Kim-thanks for your inspiring post. I read it twice. I found myself kidding myself and playing games all the time. Like during the holiday's I told myself portion control, only a few glasses of wine here and there, but truthfully what I'm really doing is playing a foolish game with myself. That if I talk the talk, keep telling myself that "tomorrow is the day" and buy the "right" foods etc., then the weight will just come off. So, so wrong. Anytime I have EVER lost weight, it is because I work out on a daily basis really hard, I carefully journal every little thing that I eat and stay within my points, and I surround my everyday with forward thinking about weight loss, new products and recipes. That's it, right there, it is so much work, really to the point that it's obsessive and always on my mind. And for me, it's what has to happen for the weight to come off. I really like your idea about faking it till you make it. So true. I think I faked it all through the holiday's. And the idea about your shorts, another great thing, in fact, I'm going to get out all the jeans that I was wearing when I was so close to my goal.

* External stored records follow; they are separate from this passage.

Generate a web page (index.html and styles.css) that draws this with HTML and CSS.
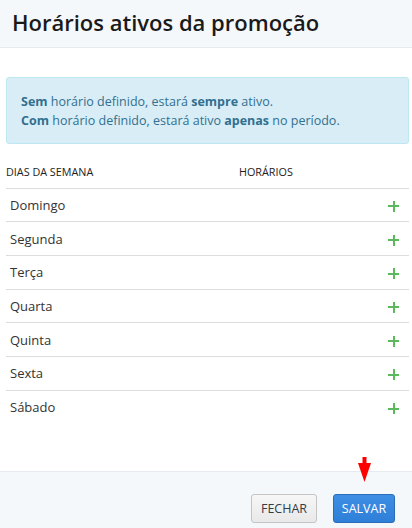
FILE: index.html
```html
<!DOCTYPE html>
<html lang="pt">
<head>
<meta charset="utf-8">
<link rel="stylesheet" href="styles.css">
</head>
<body>
<div class="modal">
  <header class="modal-header">
    <h1 class="title">Horários ativos da promoção</h1>
  </header>
  <div class="modal-body">
    <div class="alert">
      <div><b>Sem</b> horário definido, estará <b>sempre</b> ativo.</div>
      <div><b>Com</b> horário definido, estará ativo <b>apenas</b> no período.</div>
    </div>
    <table class="days">
      <thead>
        <tr><th class="c-day">DIAS DA SEMANA</th><th class="c-hours">HORÁRIOS</th><th class="c-add"></th></tr>
      </thead>
      <tbody>
        <tr><td>Domingo</td><td></td><td class="c-add"><span class="plus"></span></td></tr>
        <tr><td>Segunda</td><td></td><td class="c-add"><span class="plus"></span></td></tr>
        <tr><td>Terça</td><td></td><td class="c-add"><span class="plus"></span></td></tr>
        <tr><td>Quarta</td><td></td><td class="c-add"><span class="plus"></span></td></tr>
        <tr><td>Quinta</td><td></td><td class="c-add"><span class="plus"></span></td></tr>
        <tr><td>Sexta</td><td></td><td class="c-add"><span class="plus"></span></td></tr>
        <tr><td>Sábado</td><td></td><td class="c-add"><span class="plus"></span></td></tr>
      </tbody>
    </table>
  </div>
  <footer class="modal-footer">
    <button class="btn btn-default">FECHAR</button>
    <div class="save-wrap">
      <svg class="arrow" width="13" height="25" viewBox="0 0 13 25"><rect x="4.5" y="0" width="4" height="8" fill="#f00"/><polygon points="0,6 13,6 6.5,25" fill="#f00"/></svg>
      <button class="btn btn-primary">SALVAR</button>
    </div>
  </footer>
</div>
</body>
</html>
```

FILE: styles.css
```css
html, body {
  margin: 0;
  padding: 0;
  background: #fff;
}
*, *::before, *::after { box-sizing: border-box; }
body {
  font-family: "Segoe UI", "Open Sans", "Noto Sans", sans-serif;
  color: #333;
}
.modal {
  width: 412px;
  height: 528px;
  display: flex;
  flex-direction: column;
}
.modal-header {
  height: 48px;
  background: #f5f8fb;
  border-bottom: 1px solid #e6eaef;
  display: flex;
  align-items: center;
  padding: 0 0 3px 12px;
  flex-shrink: 0;
}
.title {
  margin: 0;
  font-size: 22px;
  font-weight: 600;
  color: #1a1a1a;
  letter-spacing: 0;
}
.modal-body {
  flex: 1;
  padding: 29px 3px 0 6px;
}
.alert {
  background: #d9edf7;
  border: 1px solid #bce8f1;
  border-radius: 3px;
  color: #31708f;
  font-size: 12.5px;
  line-height: 19px;
  padding: 14px 14px 13px;
}
.alert b {
  font-weight: 700;
}
.days {
  width: 100%;
  border-collapse: collapse;
  margin-top: 20px;
}
.days th {
  text-align: left;
  font-weight: 400;
  font-size: 10.8px;
  color: #222;
  padding: 0 0 8px 0;
  height: 24px;
}
.c-day { width: 233px; }
.days td {
  border-top: 1px solid #ddd;
  height: 33.7px;
  padding: 0 4px;
  font-size: 13px;
  color: #333;
}
.c-add { width: 20px; text-align: right; }
.days td.c-add { padding-right: 10px; }
.plus {
  display: inline-block;
  position: relative;
  width: 11px;
  height: 11px;
  vertical-align: middle;
}
.plus::before, .plus::after {
  content: "";
  position: absolute;
  background: #5cb85c;
}
.plus::before { left: 0; top: 4.5px; width: 11px; height: 2px; }
.plus::after { top: 0; left: 4.5px; width: 2px; height: 11px; }
.modal-footer {
  height: 57px;
  background: #f5f8fb;
  border-top: 1px solid #e6eaef;
  display: flex;
  justify-content: flex-end;
  align-items: flex-end;
  gap: 16px;
  padding: 0 17px 5px 0;
  flex-shrink: 0;
}
.save-wrap {
  display: flex;
  flex-direction: column;
  align-items: center;
}
.arrow {
  display: block;
  margin-bottom: 12px;
}
.btn {
  height: 29px;
  font-family: inherit;
  font-size: 12.5px;
  border-radius: 3px;
  padding: 0;
  cursor: pointer;
}
.btn-default {
  width: 66px;
  background: linear-gradient(#f6f6f6, #e9e9e9);
  border: 1px solid #c4c4c4;
  color: #333d47;
}
.btn-primary {
  width: 62px;
  background: linear-gradient(#3d8ee5, #2f7fd8);
  border: 1px solid #2a6cb8;
  color: #fff;
}
```
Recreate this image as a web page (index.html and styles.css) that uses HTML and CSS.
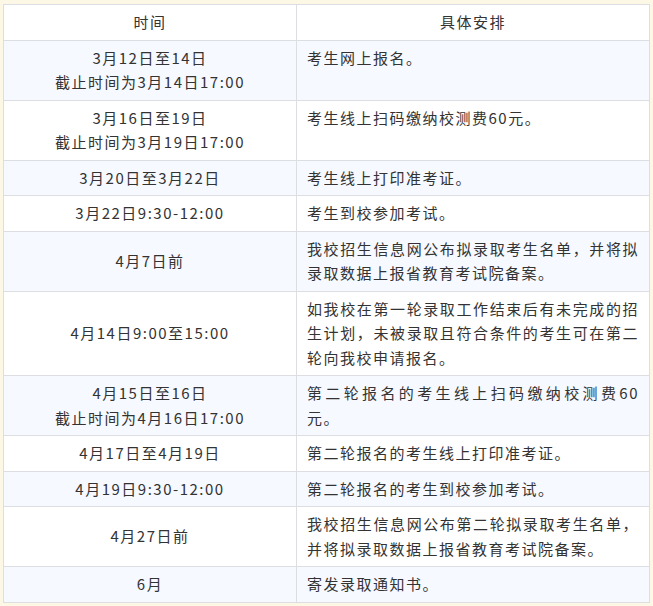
FILE: index.html
```html
<!DOCTYPE html>
<html lang="zh-CN">
<head>
<meta charset="utf-8">
<title>招生日程</title>
<link rel="stylesheet" href="styles.css">
</head>
<body>
<div class="page">
<table class="schedule">
<colgroup><col class="c-time"><col class="c-plan"></colgroup>
<thead>
<tr><th>时间</th><th>具体安排</th></tr>
</thead>
<tbody>
<tr class="alt"><td class="time">3月12日至14日<br>截止时间为3月14日17:00</td><td class="plan">考生网上报名。</td></tr>
<tr><td class="time">3月16日至19日<br>截止时间为3月19日17:00</td><td class="plan">考生线上扫码缴纳校测费60元。</td></tr>
<tr class="alt"><td class="time">3月20日至3月22日</td><td class="plan">考生线上打印准考证。</td></tr>
<tr><td class="time">3月22日9:30-12:00</td><td class="plan">考生到校参加考试。</td></tr>
<tr class="alt"><td class="time">4月7日前</td><td class="plan">我校招生信息网公布拟录取考生名单，并将拟录取数据上报省教育考试院备案。</td></tr>
<tr><td class="time">4月14日9:00至15:00</td><td class="plan">如我校在第一轮录取工作结束后有未完成的招生计划，未被录取且符合条件的考生可在第二轮向我校申请报名。</td></tr>
<tr class="alt"><td class="time">4月15日至16日<br>截止时间为4月16日17:00</td><td class="plan">第二轮报名的考生线上扫码缴纳校测费60元。</td></tr>
<tr><td class="time">4月17日至4月19日</td><td class="plan">第二轮报名的考生线上打印准考证。</td></tr>
<tr class="alt"><td class="time">4月19日9:30-12:00</td><td class="plan">第二轮报名的考生到校参加考试。</td></tr>
<tr><td class="time">4月27日前</td><td class="plan">我校招生信息网公布第二轮拟录取考生名单，并将拟录取数据上报省教育考试院备案。</td></tr>
<tr class="alt"><td class="time">6月</td><td class="plan">寄发录取通知书。</td></tr>
</tbody>
</table>
</div>
</body>
</html>
```

FILE: styles.css
```css
html, body {
  margin: 0;
  padding: 0;
  background: #fdf7e6;
}
.page {
  padding: 4px 3px;
}
.schedule {
  width: 647px;
  table-layout: fixed;
  border-collapse: collapse;
  font-family: "Noto Sans CJK SC", "Noto Sans", sans-serif;
  font-size: 15px;
  letter-spacing: 1.5px;
  line-height: 24.5px;
  color: #333;
}
.c-time { width: 293px; }
.schedule th,
.schedule td {
  border: 1px solid #dcdee2;
  padding: 5px 10px;
  background: #fff;
}
.schedule th {
  font-weight: normal;
  text-align: center;
  vertical-align: middle;
}
.schedule tr.alt td {
  background: #f6f9ff;
}
.schedule td.time {
  text-align: center;
  vertical-align: middle;
}
.schedule td.plan {
  text-align: justify;
  vertical-align: top;
}
```
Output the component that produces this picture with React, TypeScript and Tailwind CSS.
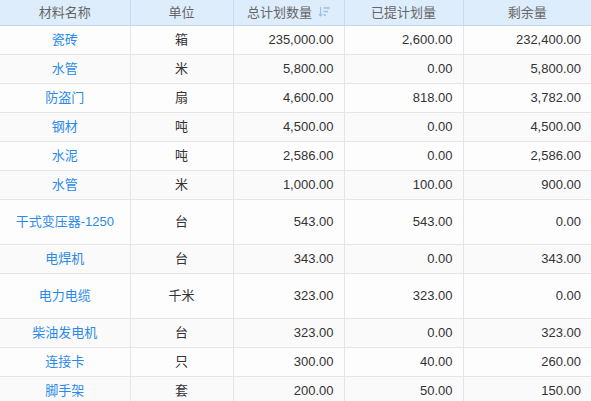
import React from 'react'

type Row = { name: string; unit: string; total: string; done: string; left: string; tall?: boolean }

const ROWS: Row[] = [
  { name: '瓷砖', unit: '箱', total: '235,000.00', done: '2,600.00', left: '232,400.00' },
  { name: '水管', unit: '米', total: '5,800.00', done: '0.00', left: '5,800.00' },
  { name: '防盗门', unit: '扇', total: '4,600.00', done: '818.00', left: '3,782.00' },
  { name: '钢材', unit: '吨', total: '4,500.00', done: '0.00', left: '4,500.00' },
  { name: '水泥', unit: '吨', total: '2,586.00', done: '0.00', left: '2,586.00' },
  { name: '水管', unit: '米', total: '1,000.00', done: '100.00', left: '900.00' },
  { name: '干式变压器-1250', unit: '台', total: '543.00', done: '543.00', left: '0.00', tall: true },
  { name: '电焊机', unit: '台', total: '343.00', done: '0.00', left: '343.00' },
  { name: '电力电缆', unit: '千米', total: '323.00', done: '323.00', left: '0.00', tall: true },
  { name: '柴油发电机', unit: '台', total: '323.00', done: '0.00', left: '323.00' },
  { name: '连接卡', unit: '只', total: '300.00', done: '40.00', left: '260.00' },
  { name: '脚手架', unit: '套', total: '200.00', done: '50.00', left: '150.00' },
]

function SortIcon() {
  return (
    <svg width="12" height="12" viewBox="0 0 12 12" className="ml-1.5 inline-block">
      <path d="M2.5 1v9M0.8 8.2l1.7 1.8 1.7-1.8" stroke="#9fbfe0" strokeWidth="1.2" fill="none" />
      <path d="M5.5 2h6M5.5 5.5h4.5M5.5 9h2.5" stroke="#9fbfe0" strokeWidth="1.3" fill="none" />
    </svg>
  )
}

export default function App() {
  const th = 'h-[25px] border-r border-[#c9dcef] border-b border-b-[#c6d9ec] text-center font-normal text-[#666]'
  const td = 'border-r border-b border-[#e5e5e8]'
  return (
    <div className="w-[591px] h-[401px] overflow-hidden bg-white" style={{ fontFamily: '"Liberation Sans", "Noto Sans CJK SC", sans-serif' }}>
      <table className="w-[591px] table-fixed border-collapse text-[13px]">
        <colgroup>
          <col className="w-[130px]" />
          <col className="w-[103px]" />
          <col className="w-[111px]" />
          <col className="w-[119px]" />
          <col className="w-[128px]" />
        </colgroup>
        <thead>
          <tr className="bg-[#deedfb]">
            <th className={th}>材料名称</th>
            <th className={th}>单位</th>
            <th className={th}>
              <span className="inline-flex items-center">总计划数量<SortIcon /></span>
            </th>
            <th className={th}>已提计划量</th>
            <th className={th + ' border-r-0'}>剩余量</th>
          </tr>
        </thead>
        <tbody>
          {ROWS.map((r, i) => (
            <tr key={i} className={`${r.tall ? 'h-[45px]' : 'h-[29px]'} ${i % 2 ? 'bg-[#fafafb]' : 'bg-[#fdfdfe]'}`}>
              <td className={`${td} text-center text-[#2b8ae8]`}>{r.name}</td>
              <td className={`${td} text-center text-[#333]`}>{r.unit}</td>
              <td className={`${td} text-right pr-[10px] text-[#333]`}>{r.total}</td>
              <td className={`${td} text-right pr-[10px] text-[#333]`}>{r.done}</td>
              <td className={`${td} border-r-0 text-right pr-[10px] text-[#333]`}>{r.left}</td>
            </tr>
          ))}
        </tbody>
      </table>
    </div>
  )
}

ontarget- good luck with your WI. I really liked your post yesterday. It was such a good reminder to me, to lighten up and enjoy life all along the way, regardless of my weight.
Ann- so nice to hear that you're going on vacation. Thanks for reminding me of how I inspired you, not sure how I did, but that's nice to hear. I think so much of weightloss is maintaining a positive attitude, and hearing inspiring words about yourself is so key to keeping a positive outlook about weightloss. That's why I like coming here, because it really helps me to stay focused and stay positive.
Barb- I had a thought about the arrival of TOM every month and how that really sets me back. I'm due for mine next weekend, and I really just don't want to helplessly give in to my cravings like I usually do. I've been doing the cocoa thing at night as well, oh how I so look forward to that. I like the no sugar added vs. the diet though.
Linda- I just tried doing something different with regard to the water drinking thing. It is such a drag, if there is one thing I will never like and almost rebel against with WW, it's the water drinking. So, for Christmas my DH got me this really nice travel mug. Kinda funny since I stay at home and don't have to commute with coffee anywhere. But every morning now, I fill that travel mug with water or crystal lite lemonade, put it on my counter and refill it all day. Just something different, but it has been working. One small change always seems to make a difference in mundane things for me. You're good at this too.....
Well, I must go and wake up DD's, so nice when then they sleep in and I can enjoy posting with my coffee. Have a great day everyone!!